Completion generally includes the installation of casing and one or
more tubing strings in the wellbore, cementing, the installation of
a variety of downhole equipment, such as packers and flow control
devices, and in most cases perforating the casing to allow the
hydrocarbons to flow from the formation into the wellbore. It is
customary to install completion equipment that is particularly
adapted for the specific well involved. Thus, commonly used types
of completion equipment, such as landing nipples, packers, and flow
control valves, are typically available in a variety of sizes and
configurations, so that a particular size and configuration can be
selected that will be best suited to work in the well in
conjunction with the other equipment that is also installed in that
well.
As a more specific example, as part of the completion practice, the
control of fluid within the tubing and the flow of fluid from
tubing to casing, or vice versa, is an important feature of flow
control equipment. In order to properly construct a flow control
system, any number of seating locations must be available in which
the specified flow control devices can be installed. Landing or
seating nipples are distributed throughout the tubing string as a
method to locate and latch different flow control mechanisms. These
nipples come with a variety of internal diameters and locking
recesses in order to properly locate pre-selected equipment in
place at the correct depth. When the desired tool is lowered into a
well by wireline or the like, co-acting locking means on the tool
can engage a corresponding locking recess on the landing nipple.
Thus, by using a plurality of landing nipples in a well that have a
different inner diameters as well as sizes or shapes of locking
recesses, downhole tools can be selectively installed by matching
the size and shape of the tool's locking means to the corresponding
locking recess on the desired landing nipple. Significant planning
is involved in specifying the correct nipple sequences so that the
desired flow-control devices can reach their targets. In addition
to the necessary planning, there is must be a substantial inventory
of nipples in terms of style and quantity in order to provide an
acceptable arrangement of the flow control system downhole.
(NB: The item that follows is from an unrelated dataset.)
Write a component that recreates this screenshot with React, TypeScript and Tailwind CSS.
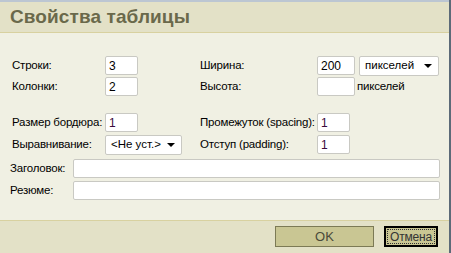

A
method of completing wells that would allow more use of standard
completion equipment would make the completion process less
expensive and would reduce the need for inventories of many
different sizes and configurations of a given type of downhole
equipment.
Packers are one commonly used type of completion equipment. A
permanent packer is preferred over a temporary removable packer
under a variety of conditions, including potentially hostile
environments in terms of pressure, temperature and fluid exposure.
The packer is expected to be in the wellbore for long periods of
time. The permanent packer has certain advantages in terms of
capacity and functionality in comparison to other types of packers.
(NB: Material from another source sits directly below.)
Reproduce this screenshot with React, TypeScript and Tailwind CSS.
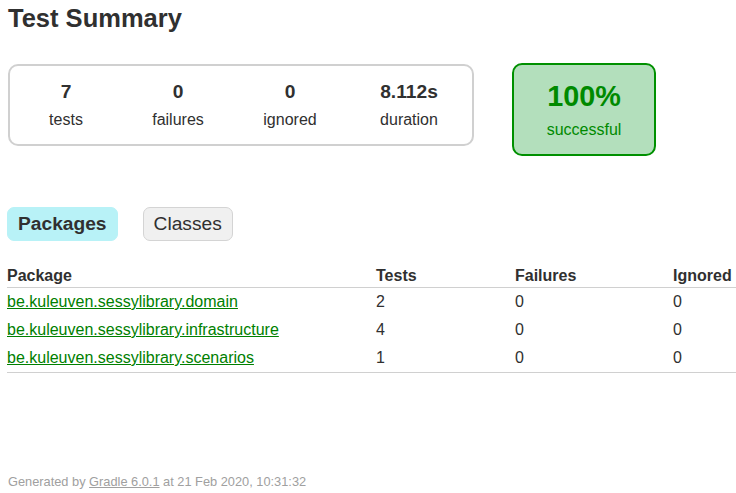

However, the permanent packer is difficult to remove from the
wellbore, and attempting to do so typically requires a milling
operation to remove an anchor, which involves significant planning
and time. There are also semi-permanent packers which can be placed
in a well but can also be retrieved without milling and destroying
the packer, thereby potentially allowing the packer to be reused. A
need exists for improved methods of removing permanent packers from
wellbores.
Downhole alteration of completion equipment has been used only on a
limited basis in the past. One common downhole alteration is the
use of a jet perforating gun to form holes in the well casing, and
thus create a flow path for hydrocarbons to pass from the formation
into the wellbore. Another such technique that has been used is to
cut slots in well casing by lowering a jet nozzle into a well and
pumping a fluid through the nozzle radially outward against the
casing, at a high enough pressure to cut holes or slots in the
casing. One embodiment of this technique is described in U.S. Pat.
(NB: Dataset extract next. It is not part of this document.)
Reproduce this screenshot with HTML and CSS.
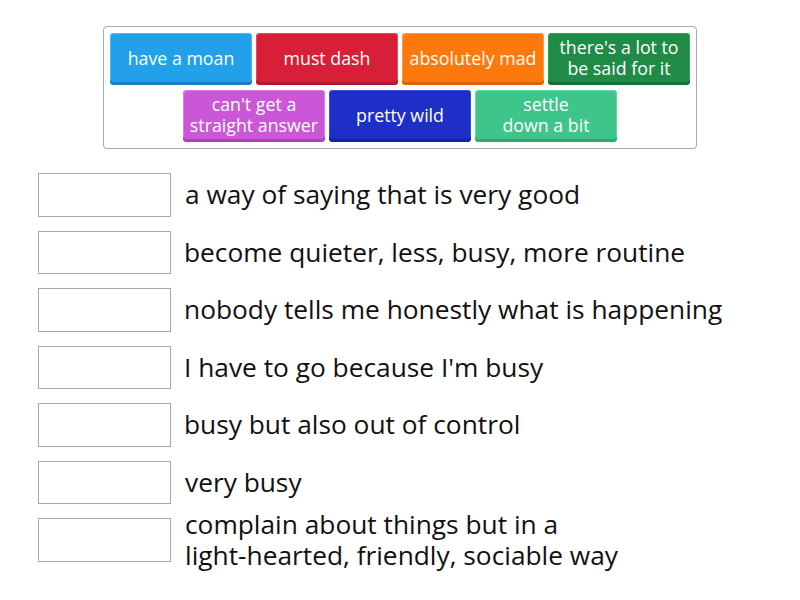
FILE: index.html
```html
<!DOCTYPE html>
<html>
<head>
<meta charset="utf-8">
<link rel="stylesheet" href="styles.css">
</head>
<body>
<div class="page">
  <div class="bank">
    <div class="bank-row">
      <div class="tile blue">have a moan</div>
      <div class="tile red">must dash</div>
      <div class="tile orange">absolutely mad</div>
      <div class="tile green">there's a lot to<br>be said for it</div>
    </div>
    <div class="bank-row">
      <div class="tile purple">can't get a<br>straight answer</div>
      <div class="tile navy">pretty wild</div>
      <div class="tile mint">settle<br>down a bit</div>
    </div>
  </div>
  <div class="list">
    <div class="item"><div class="slot"></div><div class="def first">a way of saying that is very good</div></div>
    <div class="item"><div class="slot"></div><div class="def">become quieter, less, busy, more routine</div></div>
    <div class="item"><div class="slot"></div><div class="def">nobody tells me honestly what is happening</div></div>
    <div class="item"><div class="slot"></div><div class="def">I have to go because I'm busy</div></div>
    <div class="item"><div class="slot"></div><div class="def">busy but also out of control</div></div>
    <div class="item"><div class="slot"></div><div class="def first">very busy</div></div>
    <div class="item"><div class="slot"></div><div class="def first">complain about things but in a<br>light-hearted, friendly, sociable way</div></div>
  </div>
</div>
</body>
</html>
```

FILE: styles.css
```css
html, body {
  margin: 0;
  padding: 0;
  background: #ffffff;
}
body {
  font-family: "Open Sans", "Liberation Sans", sans-serif;
  color: #111111;
}
.page {
  width: 800px;
  height: 600px;
  padding-top: 26px;
  box-sizing: border-box;
}
.bank {
  width: 580px;
  margin: 0 auto;
  padding: 6px;
  border: 1px solid #a8a8a8;
  border-radius: 4px;
  display: flex;
  flex-direction: column;
  gap: 5px;
}
.bank-row {
  display: flex;
  justify-content: center;
  gap: 4px;
}
.tile {
  width: 142px;
  height: 52px;
  box-sizing: border-box;
  border-radius: 4px;
  display: flex;
  align-items: center;
  justify-content: center;
  text-align: center;
  color: #ffffff;
  font-size: 17.8px;
  line-height: 21px;
  padding-bottom: 2px;
  white-space: nowrap;
}
.blue { background: #22a0ea; box-shadow: inset 0 -3px 0 #1a80c6, inset 1px 1px 0 #4cbaf6, inset -1px 0 0 #4cbaf6; }
.red { background: #d71f37; box-shadow: inset 0 -3px 0 #b3182c, inset 1px 1px 0 #ec4a5c, inset -1px 0 0 #ec4a5c; }
.orange { background: #fd790d; box-shadow: inset 0 -3px 0 #de600a, inset 1px 1px 0 #ff9c42, inset -1px 0 0 #ff9c42; }
.green { background: #1f8b46; box-shadow: inset 0 -3px 0 #166f37, inset 1px 1px 0 #31a55d, inset -1px 0 0 #31a55d; }
.purple { background: #cb56d7; box-shadow: inset 0 -3px 0 #aa43b5, inset 1px 1px 0 #de7de8, inset -1px 0 0 #de7de8; }
.navy { background: #1d2fc7; box-shadow: inset 0 -3px 0 #1524a0, inset 1px 1px 0 #3a4ee2, inset -1px 0 0 #3a4ee2; }
.mint { background: #3ec58a; box-shadow: inset 0 -3px 0 #2ea872, inset 1px 1px 0 #62d9a3, inset -1px 0 0 #62d9a3; }
.list {
  margin-top: 24px;
  padding-left: 38px;
  display: flex;
  flex-direction: column;
  gap: 14px;
}
.item {
  display: flex;
  align-items: center;
  height: 43.5px;
}
.slot {
  width: 133px;
  height: 43.5px;
  box-sizing: border-box;
  border: 1px solid #a9a9a9;
  flex: none;
  box-shadow: 0 0 2px rgba(0,0,0,0.06);
}
.def {
  margin-left: 13px;
  font-size: 26.3px;
  line-height: 31px;
  white-space: nowrap;
}
.def.first {
  margin-left: 14px;
}
```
No. 4,134,453. The above-described uses of downhole cutting or
perforation of well completion equipment have not eliminated the
need for many sizes and configurations of equipment such as landing
nipples, packers, and a variety of downhole tools.
In general, there is a long-standing need for simpler and less
expensive methods of completing wells.
SUMMARY OF THE INVENTION
The present invention relates to a method of machining a workpiece
in a subterranean wellbore. The method comprising the steps of: (a)
providing a workpiece that comprises (1) a first section that
comprises a first material, and (2) a second section that comprises
a second material, the second section forming at least one surface
of the workpiece; (b) placing the workpiece in a subterranean
wellbore that is surrounded by a geologic formation; and (c)
machining the workpiece to remove at least part of the second
material in the second section, so that at least one surface of the
workpiece is formed into a desired configuration.
In some embodiments of the invention, the machining in step (c)
substantially destroys the second section of the workpiece.
"Machining" in this context includes mechanical, electrical, and
chemical techniques of removing material, as well as methods that
involve combinations of these approaches. "Substantially destroys"
in this context means that the second section is reduced to small
particles that can easily be pushed out of the way by a downhole
tool or by a flow of fluid. In essence, "substantially destroying"
the second section removes that section as a fixed structure, so
that mechanical or other operations may take place in the space
that was previously occupied by that second section. In this
embodiment of the invention, the destruction of the second section
can allow the retrieval of the remainder of the workpiece (e.g., a
permanent packer) from the wellbore.
In another embodiment of the invention, the workpiece is a tubular
member (e.g., a landing nipple) having a hollow axial bore
therethrough and an opening at each end. Preferably, the first
section comprises an outer tubular member having a hollow axial
bore therethrough and having a inner surface and an outer surface.
It is also preferred that the second section comprises an inner
tubular member having an inner surface and an outer surface, and
that the outer surface of the inner tubular member is in fixed
contact with the inner surface of the outer tubular member. In
other words, the inner tubular member and the outer tubular member
are connected in a fixed manner to form a combined tubular
structure.
In an especially preferred embodiment of the invention, the inner
surface of the inner tubular member is cylindrical and has a
substantially uniform inner diameter along its axial length prior
to the machining in step (c). In other words, the inner surface
presents a smooth profile to any downhole tools that are lowered
past that surface. The absence of sharp edges or a complex profile
of indentations helps prevent downhole tools from hanging up on the
inner surface of the workpiece and provides a pressure barrier.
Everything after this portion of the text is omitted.